The jet follows Brush Creek to the giant ranch where St. Louis oilman Fred Kummers spent 25 years and $100 million trying to build a Vail-like ski area he called Adam’s Rib. A touch west and the plane is flying over Red Table Mountain and over the charred remains of the Lake Christine Fire above Basalt. By 12:18, the jet is cruising southwest at 455 mph at 15,750 feet, according to flight tracking info at flightaware.com. By 12:21, the pilot begins his descent and throttles back to 259 mph.

Snowmass Mountain, Capitol Peak and Maroon Peak to the west have a fresh coat of snow from the storm Sunday night. Eleven minutes after takeoff, the jet is at 11,000 feet, and soon there are trophy homes on the ridges above the plane.

“Welcome to Aspen,” the flight attendant says as the wheels touch down. “The time is 12:29.”

The shortest commercial jet flight in the country — scheduled for 30 minutes of airtime — took 14 minutes, 37 seconds on Memorial Day. (The previous six times SkyWest flew that leg of Flight 2986 from Eagle to Aspen, the flight time ranged from 27 minutes to 56 minutes.)

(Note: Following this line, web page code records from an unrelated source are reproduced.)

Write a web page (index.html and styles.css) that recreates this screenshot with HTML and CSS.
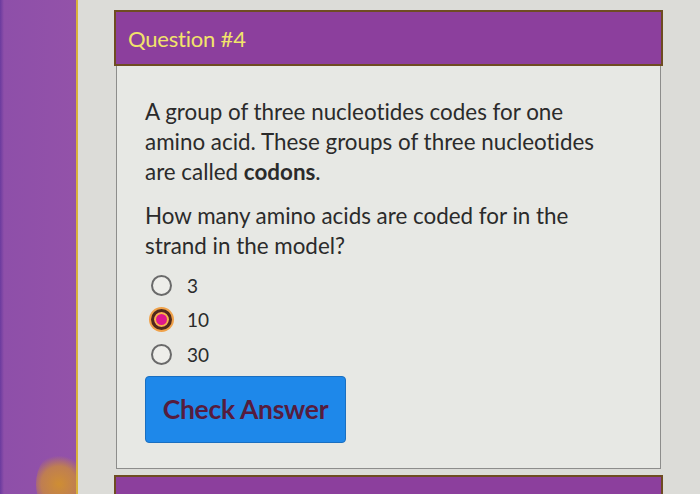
FILE: index.html
```html
<!DOCTYPE html>
<html lang="en">
<head>
  <meta charset="UTF-8" />
  <meta name="viewport" content="width=device-width, initial-scale=1.0" />
  <title>Question #4</title>
  <link rel="stylesheet" href="styles.css">
</head>
<body>

  <aside class="sidebar"></aside>

  <main class="content">
    <section class="question">
      <header class="question-head">
        <h2>Question #4</h2>
      </header>
      <div class="question-body">
        <p>A group of three nucleotides codes for one amino acid. These groups of three nucleotides are called <strong>codons</strong>.</p>
        <p>How many amino acids are coded for in the strand in the model?</p>

        <ul class="options">
          <li class="option"><span class="radio"></span>3</li>
          <li class="option"><span class="radio checked"></span>10</li>
          <li class="option"><span class="radio"></span>30</li>
        </ul>

        <button class="check-btn">Check Answer</button>
      </div>
    </section>

    <section class="question">
      <header class="question-head"></header>
    </section>
  </main>

</body>
</html>
```

FILE: styles.css
```css
/* RESET */
* {
  margin: 0;
  padding: 0;
  box-sizing: border-box;
}

body, html {
  width: 100%;
  height: 100%;
  overflow: hidden;
}

body {
  display: flex;
  background-color: #dcdcd8;
  font-family: Lato, "Open Sans", sans-serif;
  font-variant-ligatures: none;
  color: #2b2b2b;
}

/* SIDEBAR */
.sidebar {
  flex: 0 0 78px;
  background: linear-gradient(90deg, #6a3a9e 0, #8e4fa9 4px, #9352a9 100%);
  border-right: 2px solid #d9b23c;
  position: relative;
  overflow: hidden;
}
.sidebar::after {
  /* warm glow at the foot of the bar */
  content: "";
  position: absolute;
  right: -6px;
  bottom: -22px;
  width: 46px;
  height: 64px;
  border-radius: 50%;
  background: radial-gradient(circle, rgba(210,145,45,0.95) 0, rgba(210,145,45,0.7) 45%, rgba(210,145,45,0) 72%);
}

/* MAIN */
.content {
  flex: 1;
  height: 100%;
  overflow: hidden;
  padding: 10px 0 0 36px;
  display: flex;
  flex-direction: column;
  gap: 6px;
}

.question {
  width: 549px;
  flex-shrink: 0;
}

.question-head {
  height: 56px;
  background-color: #8c3f9d;
  border: 2px solid #6e4c22;
  padding-left: 12px;
  display: flex;
  align-items: center;
}
.question-head h2 {
  font-size: 22px;
  font-weight: 400;
  color: #f2e46a;
  letter-spacing: -0.2px;
}

.question-body {
  background-color: #e7e8e4;
  border: 1px solid #8d8d8b;
  border-top: none;
  margin: 0 2px;
  padding: 31px 20px 25px 28px;
}

.question-body p {
  max-width: 462px;
  font-size: 22.4px;
  line-height: 30px;
  margin-bottom: 14px;
}
.question-body strong {
  font-weight: 700;
}

/* OPTIONS */
.options {
  list-style: none;
  margin-top: -7px;
}
.option {
  display: flex;
  align-items: center;
  gap: 15px;
  height: 34.5px;
  padding-left: 6px;
  font-size: 19px;
}
.radio {
  width: 21px;
  height: 21px;
  border: 2px solid #6a6a6a;
  border-radius: 50%;
  background-color: #eeeeea;
}
.radio.checked {
  border: 3px solid #4e2a1c;
  background-color: #e0188c;
  box-shadow: inset 0 0 0 2px #f4b847, 0 0 0 2px #f0a24a;
}

/* BUTTON */
.check-btn {
  margin-top: 4px;
  width: 201px;
  height: 67px;
  background-color: #1e88ea;
  border: 1px solid #1a6fc0;
  border-radius: 4px;
  font-family: Lato, sans-serif;
  font-size: 26.5px;
  font-weight: 700;
  color: #561c3e;
  letter-spacing: -0.3px;
  cursor: pointer;
}
```
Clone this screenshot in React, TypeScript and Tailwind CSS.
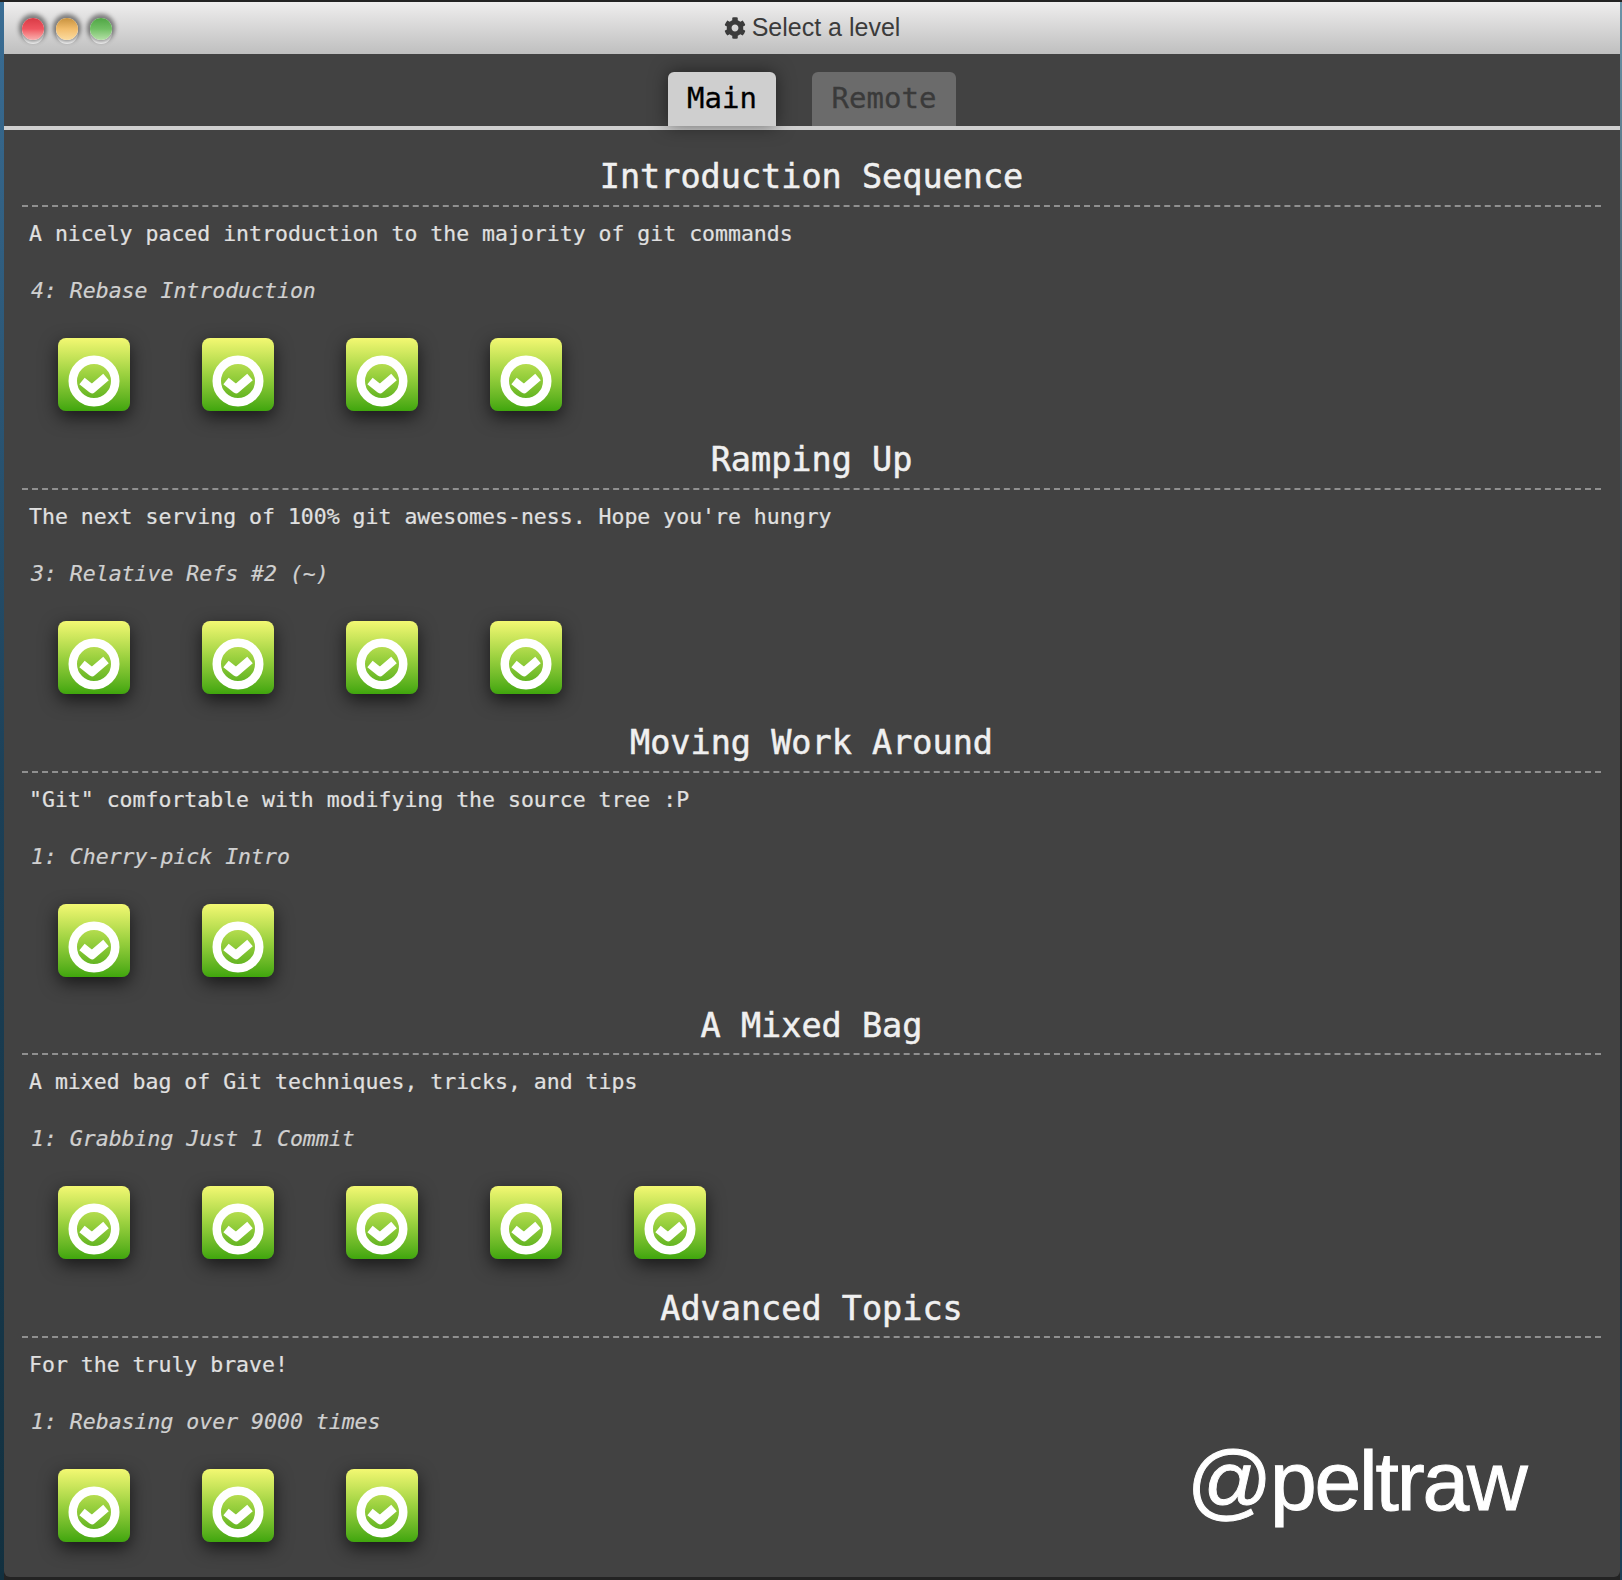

“That had to be a record. I think he took a shortcut somewhere,” says Bill Tomcich, an Aspen-based consultant who works with Colorado’s resort communities and airlines to arrange flights.

Tomcich has flown every commercial route into and out of his hometown airport in Aspen, and he made sure to catch a ride on the Eagle to Aspen hop. He drove to Eagle and took a bus from the Aspen airport to Carbondale and then pedaled his bike 42 miles through Glenwood Canyon back to the Eagle County airport.

About a dozen passengers disembark in Aspen, where 15 large private jets are neatly parked on the tarmac and Delta’s flight from Salt Lake City just landed.

Michael Hsun, after spending a long weekend visiting Colorado’s national parks and national monuments, stayed on the plane, continuing on to Montrose and Dallas-Fort Worth. The Philadelphia resident had tried the same flight the week before, but a problem with the jet’s spoilers prevented a landing in Aspen and his flight from Eagle diverted to Colorado Springs. A maintenance crew fixed the plane, but the few Aspen-bound passengers chose to drive so the flight skipped Aspen and landed in Montrose.

“Such a cool flight to take,” Hsun says. ”It took me two weeks to get it but it was worth it.”

Hsun, like Tomcich, was taking the opportunity to gather frequent flier miles and a very rare flight experience.

“I think we lucked out. A week before, we spent 20 minutes doing a big rectangular pattern before we even turned south,” Hsun says. “I think it was a combination of the weather and those specially trained pilots. I think they executed it so beautifully, don’t you think?”

It’s not likely the Eagle to Aspen flight will last much longer. Last week the Department of Transportation granted American Airlines’ request for an exemption to cut the temporary DFW-EGE-ASE-MTJ-DFW flight the airline calls “the mountain hopper.”

The agency opened the exemption approval up for public comment. If finalized, American’s Flight 2986 will end.

But American, Delta and United are ramping up more consistent summer service into Colorado’s resort airports in the coming weeks as travelers return to the air.

American will begin daily flights into Eagle County from Dallas-Fort Worth in June, and United has a flight into Eagle County from Chicago starting this summer. Aspen has many flights on the books this summer, including ones connecting the Roaring Fork Valley with Los Angeles, Dallas-Fort Worth, Salt Lake City, Chicago, San Francisco, Houston and Denver.

Outside the Aspen airport, Dave Gordon is standing beside his High Mountain Taxi van. The door is open so he can hear his radio for any calls. It’s not cackling. And no one is needing a ride.

On a typical Memorial Day, Gordon would be cruising up and down the valley alongside 11 other High Mountain Taxi drivers. Today there are two drivers working.

“It’s been pretty slow,” Gordon says. “Pretty slow. But they’re coming. They always do.”